No. In conversation, on a postcard, or in a casual email, “Turkey” is completely fine and nobody local will be offended. The change governs official and formal usage, not how you chat about your holiday.
Where you will increasingly run into “Türkiye” is on government sites, the national airline’s branding, sports kits and federation listings, export packaging, and a growing share of maps and apps. Big English-language newsrooms have been slower and many still print “Turkey”, so the two names will coexist in everyday English for a good while yet. Practically speaking, recognize both, and use whichever fits your context.

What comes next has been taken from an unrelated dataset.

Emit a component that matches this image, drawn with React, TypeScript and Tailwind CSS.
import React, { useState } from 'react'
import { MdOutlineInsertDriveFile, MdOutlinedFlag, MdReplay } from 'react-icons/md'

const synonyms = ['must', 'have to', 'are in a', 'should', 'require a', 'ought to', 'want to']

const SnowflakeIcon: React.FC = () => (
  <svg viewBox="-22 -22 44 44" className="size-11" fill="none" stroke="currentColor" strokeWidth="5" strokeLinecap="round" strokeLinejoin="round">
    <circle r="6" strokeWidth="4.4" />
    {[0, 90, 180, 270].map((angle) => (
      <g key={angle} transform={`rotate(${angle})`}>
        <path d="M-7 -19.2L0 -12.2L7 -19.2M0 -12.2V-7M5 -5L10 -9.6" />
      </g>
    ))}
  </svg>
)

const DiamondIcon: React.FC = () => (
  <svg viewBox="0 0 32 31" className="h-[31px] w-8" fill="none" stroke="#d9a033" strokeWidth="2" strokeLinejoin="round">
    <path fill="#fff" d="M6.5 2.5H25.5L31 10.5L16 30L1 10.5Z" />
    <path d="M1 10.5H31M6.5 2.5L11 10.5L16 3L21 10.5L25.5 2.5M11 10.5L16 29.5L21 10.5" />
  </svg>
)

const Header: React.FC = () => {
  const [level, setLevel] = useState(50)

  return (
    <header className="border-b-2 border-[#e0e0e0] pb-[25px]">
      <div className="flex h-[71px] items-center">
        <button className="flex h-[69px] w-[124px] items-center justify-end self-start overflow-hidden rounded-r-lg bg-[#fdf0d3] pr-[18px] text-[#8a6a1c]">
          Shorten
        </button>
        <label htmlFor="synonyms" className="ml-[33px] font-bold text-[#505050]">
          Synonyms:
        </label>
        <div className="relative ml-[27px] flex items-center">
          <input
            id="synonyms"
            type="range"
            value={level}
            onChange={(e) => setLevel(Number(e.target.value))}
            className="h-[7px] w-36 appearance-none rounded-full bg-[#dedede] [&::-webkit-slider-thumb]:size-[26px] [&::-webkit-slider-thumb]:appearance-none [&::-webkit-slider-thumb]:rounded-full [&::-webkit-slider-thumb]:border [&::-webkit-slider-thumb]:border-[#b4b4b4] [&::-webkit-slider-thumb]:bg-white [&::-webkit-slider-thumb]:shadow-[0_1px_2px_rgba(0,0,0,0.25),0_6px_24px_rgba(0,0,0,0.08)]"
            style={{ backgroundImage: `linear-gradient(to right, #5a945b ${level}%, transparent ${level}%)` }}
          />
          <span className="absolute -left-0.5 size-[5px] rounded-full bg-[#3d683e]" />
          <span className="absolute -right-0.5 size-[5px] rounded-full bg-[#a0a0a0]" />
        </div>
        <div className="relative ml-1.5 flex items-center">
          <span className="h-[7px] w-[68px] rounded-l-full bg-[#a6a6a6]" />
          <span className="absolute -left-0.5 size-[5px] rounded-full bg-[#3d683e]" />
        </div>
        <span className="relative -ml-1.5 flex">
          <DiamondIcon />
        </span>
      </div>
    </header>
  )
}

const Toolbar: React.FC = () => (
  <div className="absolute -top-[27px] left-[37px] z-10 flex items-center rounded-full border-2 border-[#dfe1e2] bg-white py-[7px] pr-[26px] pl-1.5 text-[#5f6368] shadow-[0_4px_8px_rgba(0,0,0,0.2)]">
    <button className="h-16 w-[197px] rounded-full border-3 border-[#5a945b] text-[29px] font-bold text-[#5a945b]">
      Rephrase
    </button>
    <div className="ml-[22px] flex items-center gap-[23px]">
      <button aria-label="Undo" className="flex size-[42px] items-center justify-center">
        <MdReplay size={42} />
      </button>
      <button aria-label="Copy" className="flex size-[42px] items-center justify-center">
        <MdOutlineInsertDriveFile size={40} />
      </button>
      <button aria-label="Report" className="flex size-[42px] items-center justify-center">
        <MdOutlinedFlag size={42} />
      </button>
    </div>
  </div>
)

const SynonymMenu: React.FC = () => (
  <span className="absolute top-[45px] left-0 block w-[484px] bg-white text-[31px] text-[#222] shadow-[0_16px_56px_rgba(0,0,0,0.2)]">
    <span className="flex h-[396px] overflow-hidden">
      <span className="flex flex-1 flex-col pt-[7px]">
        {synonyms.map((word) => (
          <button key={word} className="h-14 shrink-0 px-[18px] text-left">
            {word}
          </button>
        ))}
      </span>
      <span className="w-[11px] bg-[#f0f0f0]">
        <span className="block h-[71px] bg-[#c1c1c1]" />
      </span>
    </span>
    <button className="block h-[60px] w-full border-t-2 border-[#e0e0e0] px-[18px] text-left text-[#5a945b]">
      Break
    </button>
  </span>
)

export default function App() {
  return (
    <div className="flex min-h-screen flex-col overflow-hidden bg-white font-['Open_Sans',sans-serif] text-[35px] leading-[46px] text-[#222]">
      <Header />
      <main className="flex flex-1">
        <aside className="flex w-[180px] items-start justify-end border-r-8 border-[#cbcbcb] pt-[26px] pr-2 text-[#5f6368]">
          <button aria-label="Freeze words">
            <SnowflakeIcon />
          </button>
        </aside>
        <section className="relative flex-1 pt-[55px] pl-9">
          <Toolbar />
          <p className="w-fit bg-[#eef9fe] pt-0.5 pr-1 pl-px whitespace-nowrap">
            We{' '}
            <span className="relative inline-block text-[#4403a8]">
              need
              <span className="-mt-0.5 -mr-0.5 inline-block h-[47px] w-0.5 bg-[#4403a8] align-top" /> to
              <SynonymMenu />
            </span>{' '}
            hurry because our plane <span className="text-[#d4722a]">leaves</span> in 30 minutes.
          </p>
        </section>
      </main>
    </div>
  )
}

If the name question got you curious about how the country’s biggest city got its modern name, the story behind why Istanbul is not Constantinople is a good companion read, and what Istanbul was called before Constantinople goes back even further.
Does the name change affect travel, visas, or your passport?
Not in any way that should worry you. Your existing documents, visas, and tickets that say “Turkey” remain valid. The country is the same country, the borders are the same, and an e-visa issued under either spelling refers to the same place. If you are sorting out entry paperwork, our guide to getting a visa for Istanbul walks through the current process regardless of which spelling appears on the form.
For first-time visitors trying to get oriented, it is also worth knowing where Istanbul actually sits (straddling Europe and Asia) and skimming a few Istanbul travel tips before you go. The name on the map may have shifted, but the country behind it, the food, the history, the two-continent geography, is exactly as good as it was when everyone still typed “Turkey”.
The bottom line
Is Turkey now called Türkiye? Officially, yes, since the UN registered the change at the end of May 2022, following the December 2021 decree. In casual English, “Turkey” is still everywhere and still acceptable. So the honest answer is that the country has one official name (Türkiye) and one stubborn old habit (Turkey), and for now both are simply part of life. Recognize both, lean on “Türkiye” when you want to be correct, and do not lose sleep over which one you say out loud.